The Antiplanner has credited the decline in transit ridership mainly to low gasoline prices, but ride-hailing companies such as Uber and Lyft may be having more of an impact than I thought. A survey of Uber, Lyft, and Sidecar users in California found that, if the ride-hailing services did not exist, a third of them would have taken transit. That’s less than the 39 percent who would have take a taxi, but still a large share.
Lyft carried 163 million rides in 2016, up from 53 million in 2015. If a third of that growth would otherwise have taken public transit, transit lost about 36 million rides to Lyft in 2016. I can’t find exact numbers for Uber, but Uber carries about four times as many riders in the U.S. as Lyft, so the two of them together may have taken 180 million riders from transit.
APTA’s 2016 report found that ridership declined by about 244 million trips nationwide. That suggests that ride-hailing services could be responsible for about three-fourths of the drop. Considering the rate at which ride hailing is growing, it could effectively replace transit in some communities even before driverless cars hit the streets in commercial service.

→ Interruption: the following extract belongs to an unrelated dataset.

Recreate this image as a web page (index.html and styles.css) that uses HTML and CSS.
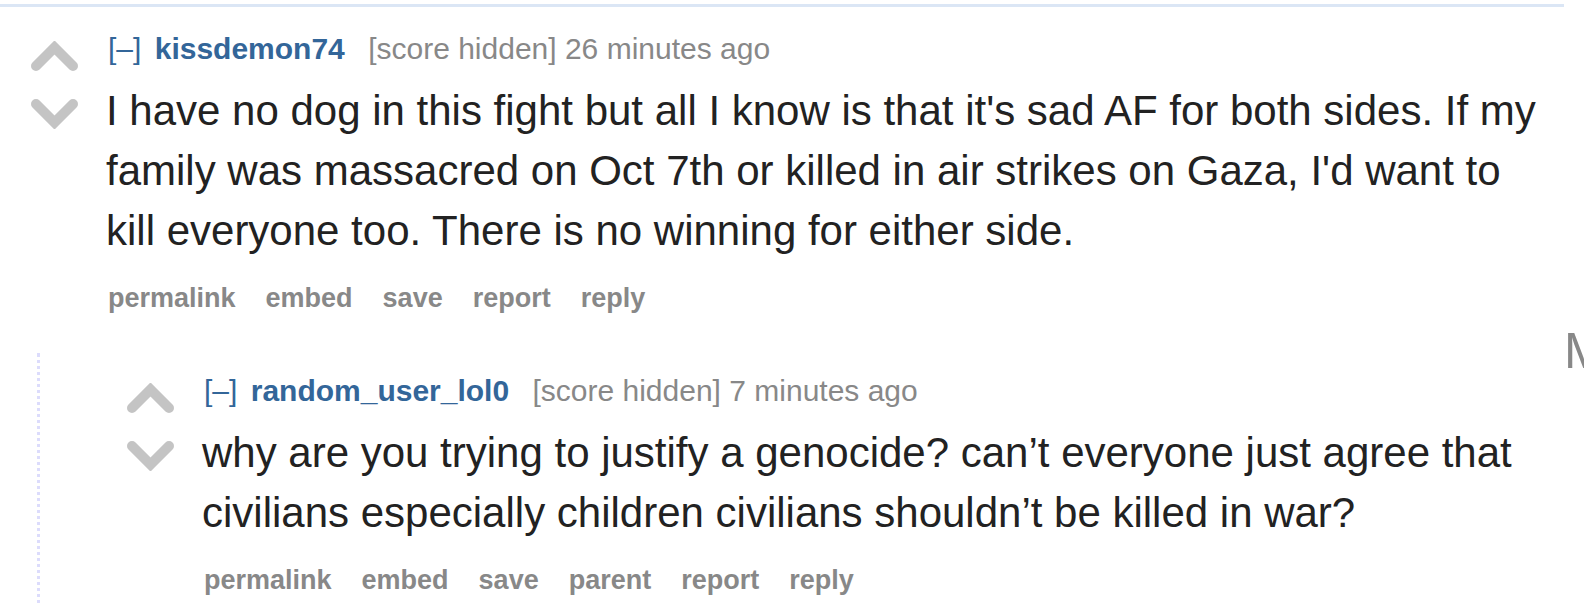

Transit agencies such as Philadelphia’s SEPTA are beginning to take notice and wondering how to improve their bus services to compete. One way would be to increase frequencies so travelers used to waiting three or four minutes for an Uber or Lyft ride would know they can also catch a bus every few minutes. While they could offset some of the increase in operating costs by reducing the size of the buses, they would still have the problem that the total cost of operations, including subsidies, approaches the fares charge by Uber and Lyft for transit-length rides (which average 5 miles), so why does transit need to exist at all?
As if in answer to this question, transit advocates are pushing back, especially in response to the scheduled service Lyft is experimenting with in Chicago and San Francisco called Lyft Shuttle. This is just “buses without those pesky poor people,” says one critic, who compares it to going to a country club instead of a city park or taking a private jet instead of a scheduled airline. These are absurd examples because people “exclude the poor” every time they walk into their homes or drive their cars. Because Lyft Shuttle is only available to those with smart phones, it “seems designed to segregate transit customers by class” says Salon. The truth is that the Shuttle is more about speed and minimal wait times than about excluding anyone.
Ride hailing services may be taking mainly higher-income riders from transit, but they are also taking riders from transit’s most heavily used (and therefore most lucrative) routes. One thing I learned during my recent visit to Las Vegas is that, at one time, bus service on the Strip was so profitable that it subsidized money-losing services throughout the rest of the region. Transit advocates will certainly be upset if ride-hailing services “skim the cream” of transit agencies in this way.
But the real point is that ride-hailing services increasingly call into question the entire transit industry. Why should taxpayers subsidize rides for everyone when alternative transportation is available? If we really care about the poor, why not just give them transportation vouchers they can apply to any transportation service? The result would save a lot of money and provide better transportation for everyone.